I have loved doing a digital mural project inspired by the work of Maya Hayuk. We have a rich mural program at Zamo and so my students are familiar with public art. They get to create their own murals with the Assembly app on our iPads. The range of student work is wonderful. I’d love to turn some of them into actual murals on campus.
Me and printmaking have a long history, so I love to introduce my students to the magic of the medium. In particular, relief printing. Even more in particular, multicolor water soluble marker printing. I don’t think that magic ever gets old for me or my students. I’ve used a wide variety of artists as inspo for this process and the results are always exciting and diverse.
Do you think assessment is important in the art room? What does this look like in your class?
I do, but I do believe at the elementary level it should be more on a self reflection level. Getting students to think about the creative process through writing, speaking, and listening opportunities. Those are the elements we need to foster and encourage in a non-stigmatizing way.
What has been your most rewarding moment as an art teacher?
Um, every day. Honestly, I feel so fortunate to work with kids on an everyday basis and contribute in some way to their growth as positive human beings.
What have been the biggest challenges you’ve encountered within this profession and how did you navigate them?

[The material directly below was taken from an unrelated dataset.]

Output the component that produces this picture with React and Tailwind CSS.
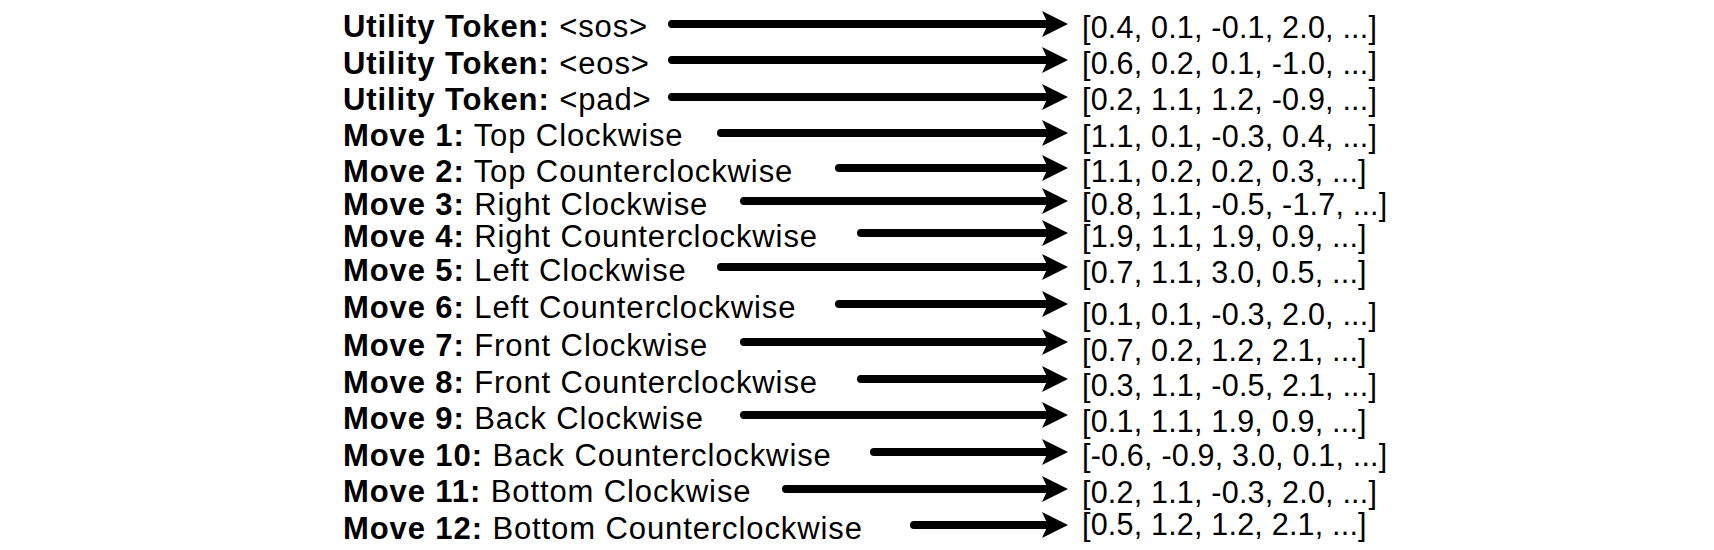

Keeping our art program intact. Our school relies on the work of a couple artists in residence that are classified employees, in addition to myself and another credentialed art teacher and they do not have the security that we do. Every year is stressful because we rely on community support to raise funds for those positions plus our art supply budget. Our school community- admin, staff, parents- support the art program, but it’s always a hustle to keep things going Year after year at a title 1 school. Our community recognizes the importance of art ed and they give and give and give. I just wish a program like ours was supported district wide, and really, across the country, because the arts make a powerful difference academically and behaviorally with our students.
Oh, how do I deal? I do my imperfect best to advocate for our program and the people that make it so rich and wonderful for our students. Promoting what makes our program so impactful to stake holders through social media and student exhibitions. Being a squeaky wheel.
Is there an exciting trend happening right now in our field?
More investment in student decision making during the creative process. Despite the devaluing of art ed and education in general from the states across the country, there has been a drive to include more choice for students in the art experiences they are participating in. This fosters creative thinking skills in the decision makers of the future.
Within the profession, what issues do you think art teachers need to be talking about most right now?
This will come as no surprise from how I have responded above- Incorporating tech into art curricula at all grade levels, while maintaining a balance between the new and traditional media. Encouraging student decision making at all levels.
There has been a huge push in education over the years to implement prescribed curricula with little or no room for teacher-driven content. This seems to be more apparent with classroom teachers than with specialists, although the trend among the latter is growing. What are your thoughts on this? Do you believe art teachers should have total control over the curriculum, or should there be an established curriculum put in place by the district?
Let us do our own thing! One of the parts of my job I love the most is tailoring it to the needs and interests of my student population. If we start scripting things, that important element will get lost and engagement will decrease. There should be local control of content, just as there should be local control of ed funding. There can be a loose curriculum set at the district or state level that addresses key elements, but give us the freedom to design the details to best suit our students.